SUMMARY OF THE INVENTION
 The invention is hitch mounted large format slingshot primarily, but not specifically, for recreational or agricultural use. A large, two to six foot wide, slingshot frame supports a slingshot connected to the receiver hitch of a vehicle through one or more mounting components. In the embodiment of a pickup truck the user then uses the pickup truck bed as a standing platform to stretch the slingshot and launch soda can sized projectiles. The specific projectiles that can be launched are not limited by the embodiment discussed, even though aluminum cans were the focus of our embodiment. The invention as created can launch an aluminum can more than 250 feet in the air at speeds in excess of eighty miles per hour. We have launched, balls, stuffed animals, seed balls and many other things and the specifics are not intended to limit the invention. The invention simplifies the use of the three person water balloon style slingshots allowing them to be used by one person and easily moved.
BRIEF DESCRIPTION OF THE FIGURES
 FIG. 1 shows the system from the side of the receiver hitch.
 FIG. 2 shows the system opposite from and facing the receiver hitch which is hidden from view.
DETAILED DESCRIPTION OF THE INVENTION
 The following figures are practical illustrations of exemplary embodiments of the present invention, which do not limit the scope or objectives of the invention. The figures should be used in conjunction with the explanations in the following detailed description.

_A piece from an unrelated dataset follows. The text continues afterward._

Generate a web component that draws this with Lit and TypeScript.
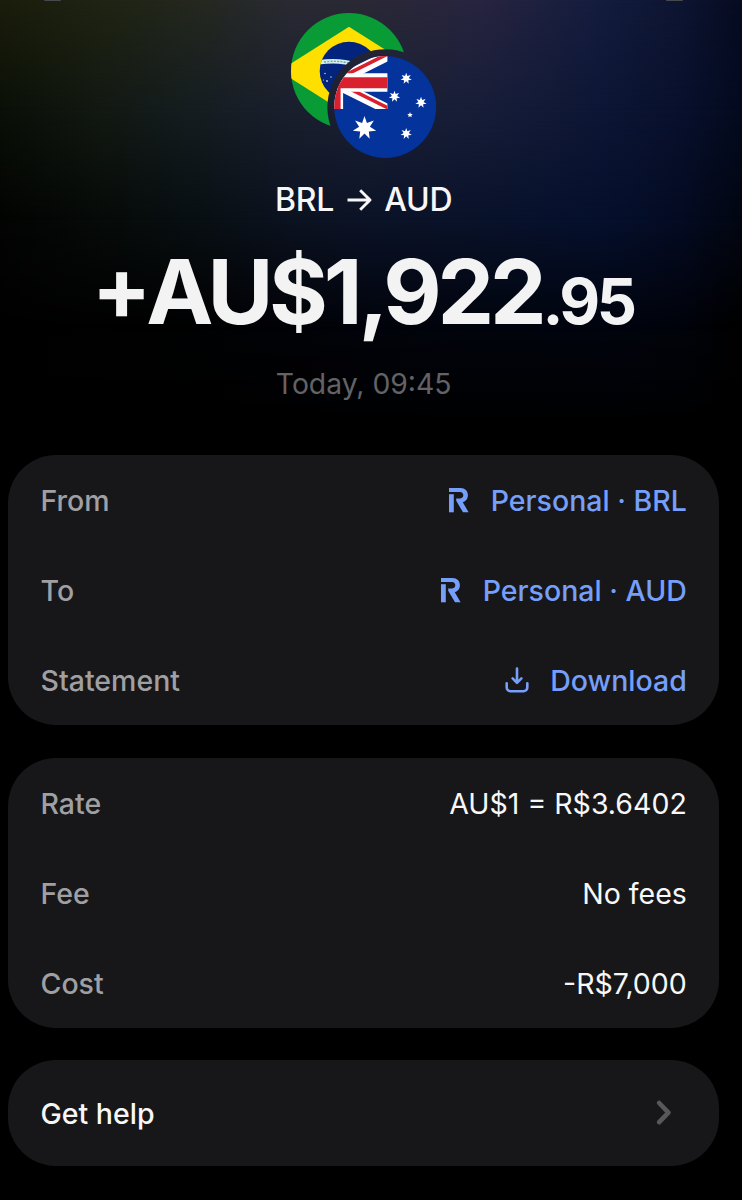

 FIG. 1 illustrates the mounting mechanisms from the side view of the receiver hitch and focuses on the integration with the receiver hitch. Item 1 is the receiver hitch in outline. Item 10 shows the lower mount tube with an approximate right angle bend to transition from the horizontal plane of the receiver hitch to the vertical needed to support the slingshot. Item 11 is the receiver hitch pin hole so that the bottom section of the lower mount tube can slide into the receiver hitch and be pinned into place through hole 11. Items 12 are the adjustment pin holes for the upper tube assembly support. A cotter pin is put through one of those holes to set the height of the slingshot. If the pin goes through the hole on the upper tube assembly then the slingshot will not rotate or come free from the receiver tube. If the pin is set below the upper receiver tube, then the slingshot is free to rotate or be easily removed for storage. Item 13 is the upper tube assembly with the adjustment pin hole at the bottom and the frame face connection at the top of the tube. In this embodiment, bushings are shown on the upper tube assembly to better mate with the lower mount tube. The frame face is not shown in FIG. 1.

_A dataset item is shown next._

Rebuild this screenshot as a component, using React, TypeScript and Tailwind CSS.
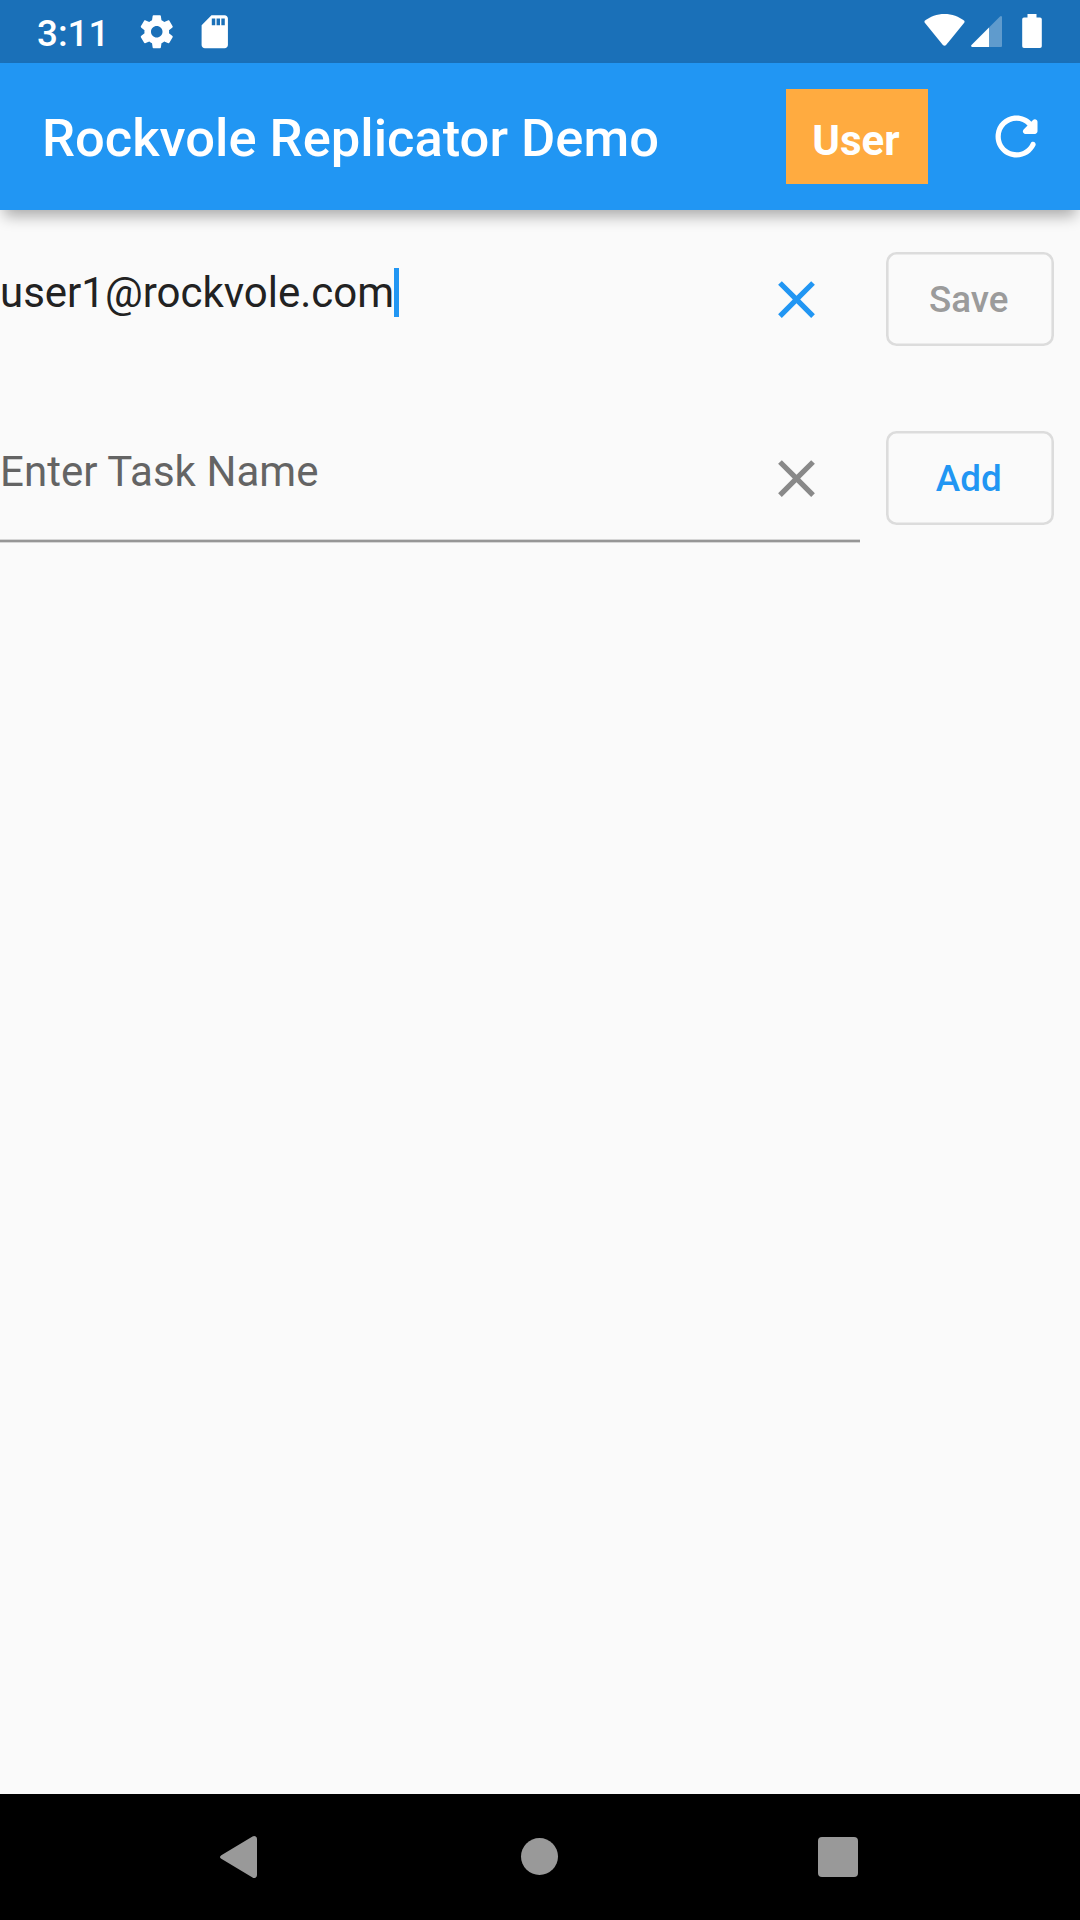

 FIG. 2 provides a face on perspective in line with the receiver hitch which is hidden from view behind the diagram. This view shows one embodiment of the components assembled. Item 21 is the lower mount tube. The upper tube assembly, Item 22, is inserted into the lower mount tube and the height of the upper receiver is controlled by the cotter pin Item 23. Item 24 is one embodiment of the frame face that supports the sling shot attachment at the 2 points denoted as Item 25. The face frame is bolted to the upper receiver tube, but that connection is not shown.

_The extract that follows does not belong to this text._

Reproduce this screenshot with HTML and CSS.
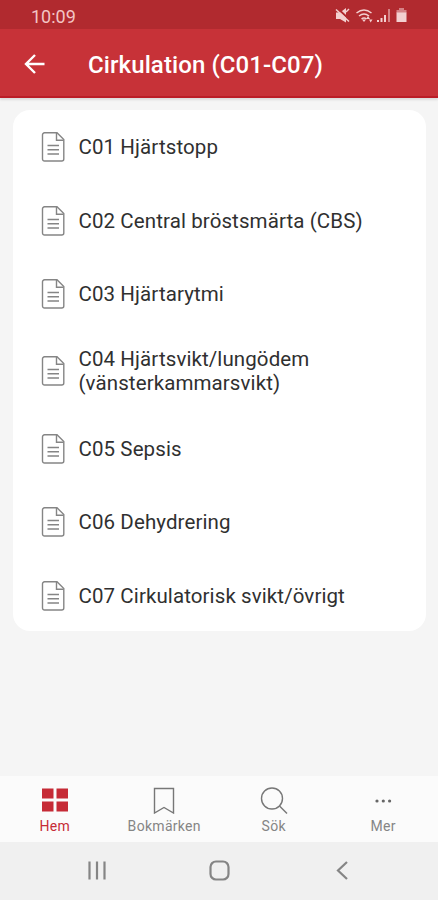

 The resulting system provides a frame with ample width to support the large surgical tubing slingshots available on the market. Flat band slingshots could also be mounted on the frame. The tube assemblies are the most likely embodiment based on cost to manufacture, but we have made a solid lower mount assembly and that is intended to be covered by this patent design. The design permits rotation of the slingshot frame for aiming, or pinning the slingshot in place for travel or safety. The result of this invention is the ability to mount a large slingshot on a vehicle with the most logical embodiment being an open bed pickup truck, though all mounting methods with a receiver hitch are claimed.